Mesures protectrices de l'union conjugale entre époux étrangers domiciliés en
Suisse. For du domicile du demandeur.
(Traité franco-suisse du 15 juin 1869, art. 17; Loi fédérale du 25 juin 1891
sur les rapports de droit civil, art. 7 lit. g et 32; CCS, art. 169 et 170).

Les époux Dupré, de nationalité française, sont domiciliés en Suisse depuis
1930. Le 19 mai 1937, Dame Dupré a demandé au Tribunal de première instance de
Genève de l'autoriser à avoir un domicile séparé et de condamner son mari à
lui payer par mois et d'avance une pension alimentaire de 5000 francs suisses.
Dupré a soulevé une exception d'incompétence et une exception de
litispendance, celle-ci tirée du fait que, de son côté, il avait, en date du 9
du même mois, introduit devant le Tribunal civil de la Seine une action
tendante à obtenir une réduction de la pension que, à la demande de Dame
Dupré, ce même Tribunal avait accordée à celle-ci deux ans auparavant. Dame
Dupré a objecté que le 9 mai 1937 elle était déjà de retour à Genève.

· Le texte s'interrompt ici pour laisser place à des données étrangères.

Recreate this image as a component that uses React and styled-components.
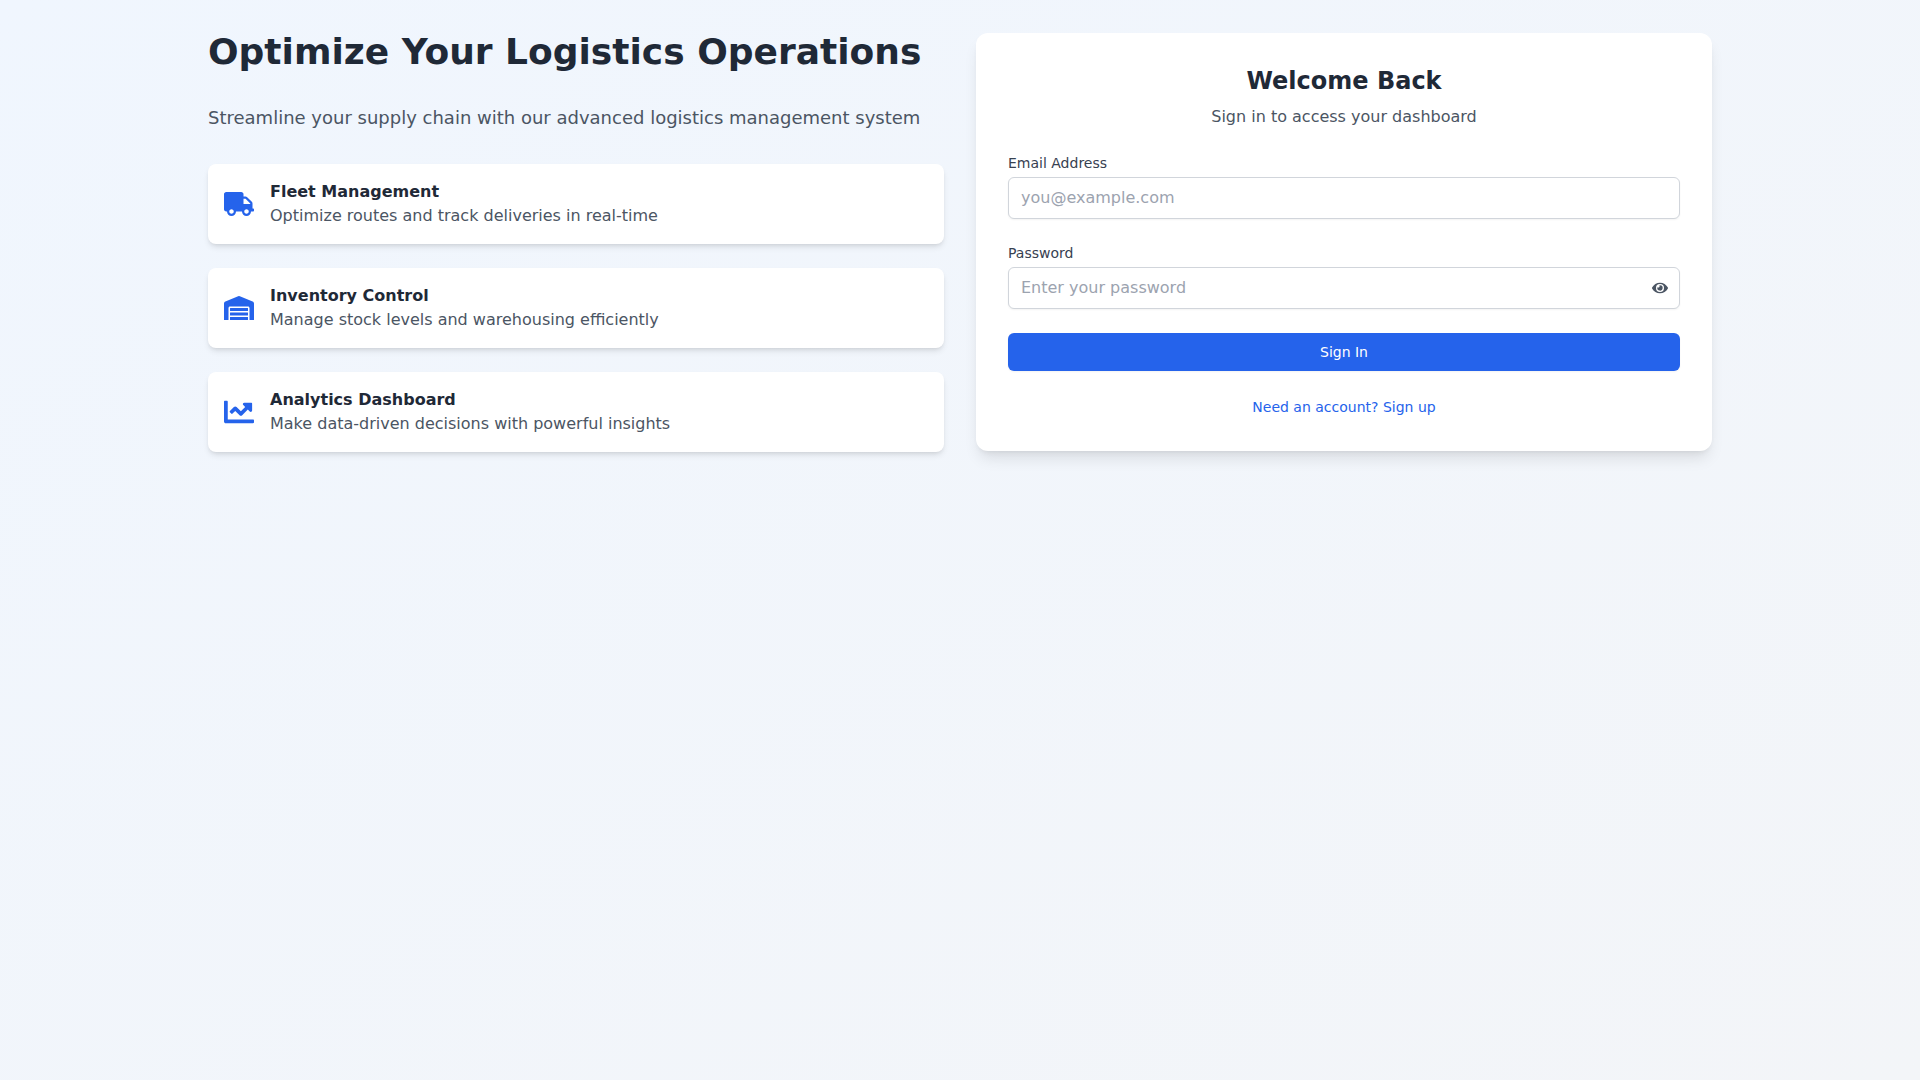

Par
jugement du 1er novembre 1937, le Tribunal de première instance de Genève a
débouté Dupré de son exception d'incompétence. En ce qui concerne les
conclusions relatives à la pension, il a jugé qu'il y avait lieu à surseoir à
statuer jusqu'à ce que le Tribunal de première instance de la Seine se serait
prononcé sur la validité de l'instance introduite par Sieur Dupré à Paris.
Sur recours de Dame Dupré, le Tribunal fédéral a annulé le jugement du
Tribunal de Genève dans la mesure où il avait admis l'exception de
litispendance.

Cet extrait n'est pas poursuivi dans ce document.